Q. When a resident complains that their bin has not been emptied, is it correct procedure that the resident is switched through to speak to the contractor?
A. No it isn’t. Council staff should relay the service request to the contractor. If their refuse bin or recycling crate is not emptied and they have not received a note from our contractor, either inside their bin or in their letterbox, to say why it was not emptied, then we ask them to contact the council from 4pm on collection day to investigate. The Opotiki District Council asks that waste is kept out for collection until 4pm, as the new method, combined with new Worksafe regulations, means it is taking longer than previously to finish the collection.
Q. Is there a register kept of complaints regarding the handling of bins and performance of the contractor?
A. Yes.

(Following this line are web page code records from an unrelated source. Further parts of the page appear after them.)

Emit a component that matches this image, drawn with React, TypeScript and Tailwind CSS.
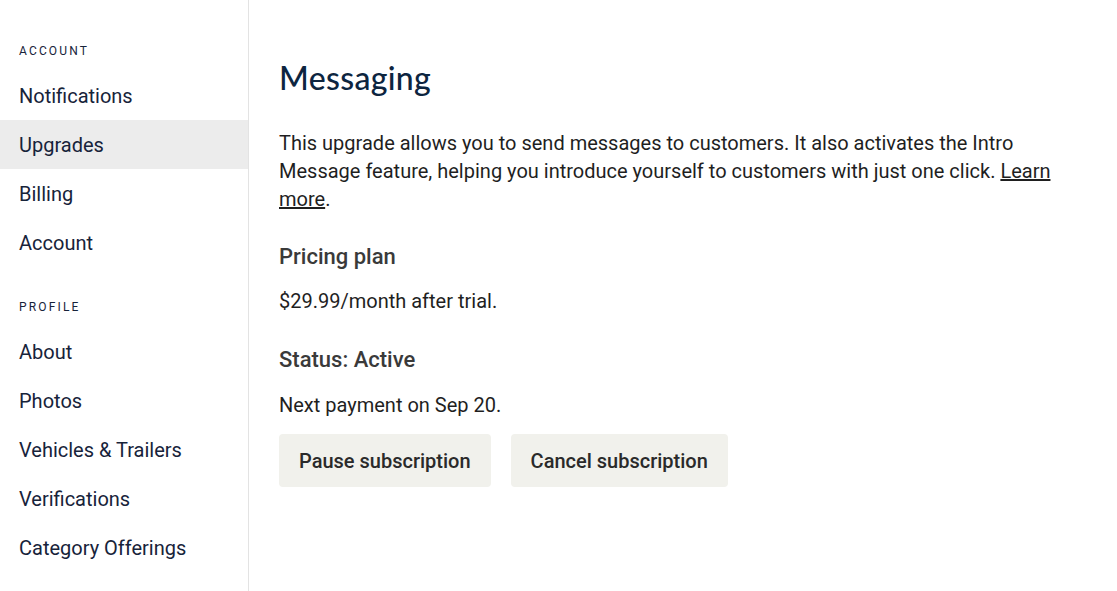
import React from "react";

const accountLinks = ["Notifications", "Upgrades", "Billing", "Account"];
const profileLinks = ["About", "Photos", "Vehicles & Trailers", "Verifications", "Category Offerings"];

function NavItem({ label, active }: { label: string; active?: boolean }) {
  return (
    <div
      className={`h-[49px] flex items-center px-[19px] text-[20px] text-[#17233a] ${
        active ? "bg-[#ececec]" : ""
      }`}
    >
      {label}
    </div>
  );
}

function SectionLabel({ children }: { children: React.ReactNode }) {
  return (
    <p className="px-[19px] text-[12px] tracking-[0.18em] text-[#17233a] uppercase leading-none">
      {children}
    </p>
  );
}

export default function App() {
  return (
    <div className="flex min-h-[591px] bg-white font-['Roboto',sans-serif]">
      {/* Sidebar */}
      <aside className="w-[249px] shrink-0 border-r border-[#e3e3e3] pt-[45px]">
        <SectionLabel>Account</SectionLabel>
        <div className="mt-[14px]">
          {accountLinks.map((l) => (
            <NavItem key={l} label={l} active={l === "Upgrades"} />
          ))}
        </div>
        <div className="mt-[34px]">
          <SectionLabel>Profile</SectionLabel>
        </div>
        <div className="mt-[14px]">
          {profileLinks.map((l) => (
            <NavItem key={l} label={l} />
          ))}
        </div>
      </aside>

      {/* Main */}
      <main className="flex-1 pl-[30px] pr-[50px] pt-[58px] text-[#1f1f1f]">
        <h1 className="font-['Lato',sans-serif] text-[32px] leading-[40px] text-[#0d2540] font-medium tracking-[0.01em]">
          Messaging
        </h1>
        <p className="mt-[31px] text-[20px] leading-[28px]">
          This upgrade allows you to send messages to customers. It also activates the Intro Message feature, helping you
          introduce yourself to customers with just one click.{" "}
          <a className="underline">Learn more</a>.
        </p>
        <h2 className="mt-[30px] text-[22px] leading-[28px] font-medium text-[#3a3a3a]">Pricing plan</h2>
        <p className="mt-[16px] text-[20px] leading-[28px]">$29.99/month after trial.</p>
        <h2 className="mt-[31px] text-[22px] leading-[28px] font-medium text-[#3a3a3a]">Status: Active</h2>
        <p className="mt-[17px] text-[20px] leading-[28px]">Next payment on Sep 20.</p>
        <div className="mt-[15px] flex gap-[20px]">
          <button className="h-[53px] px-[20px] rounded-[4px] bg-[#f1f1ec] text-[20px] font-medium text-[#2a2a2a]">
            Pause subscription
          </button>
          <button className="h-[53px] px-[20px] rounded-[4px] bg-[#f1f1ec] text-[20px] font-medium text-[#2a2a2a]">
            Cancel subscription
          </button>
        </div>
      </main>
    </div>
  );
}
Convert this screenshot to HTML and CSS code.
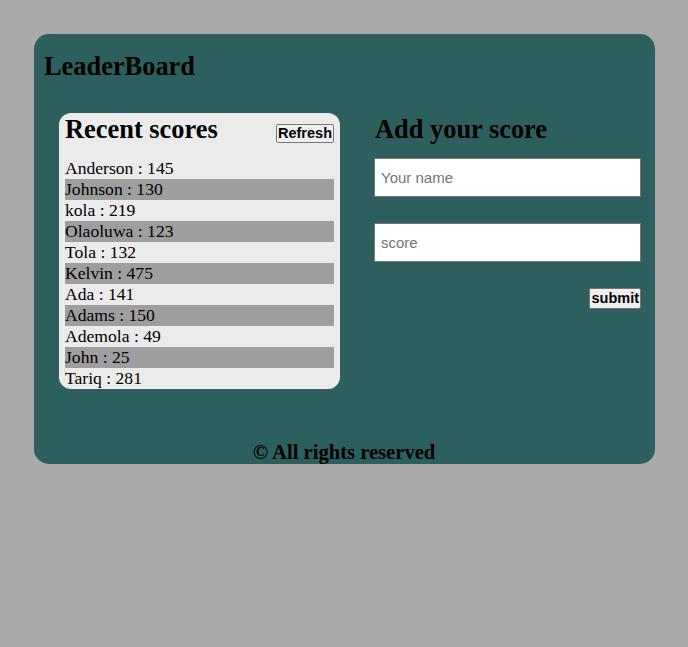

All complaints council receives are entered in our customer contact centre. We also report on this in our non-financial key performance measures in our long-term plan.
Q. How will ODC monitor the performance of the contractor?
A. We periodically observe collection and can upload video records for review if problems are reported or occur. We also monitor the number of service requests related to specific aspects of the contractors’ performance.
Q. How will ODC determine if the contractor or the resident is at fault when a bin is damaged?
A. There are cameras on the collection vehicles which should make it clear if the contractor damages a bin during operations.
Q. What component of rates is the cost of the bins?
A. They are only a small percentage. The big drivers are the collection costs and the costs to transport and dispose at landfill. Recyclables, except for aluminium, do not offset the cost of processing and transport when sold to market.
Even aluminium only provides a minimal return which is used to offset rates.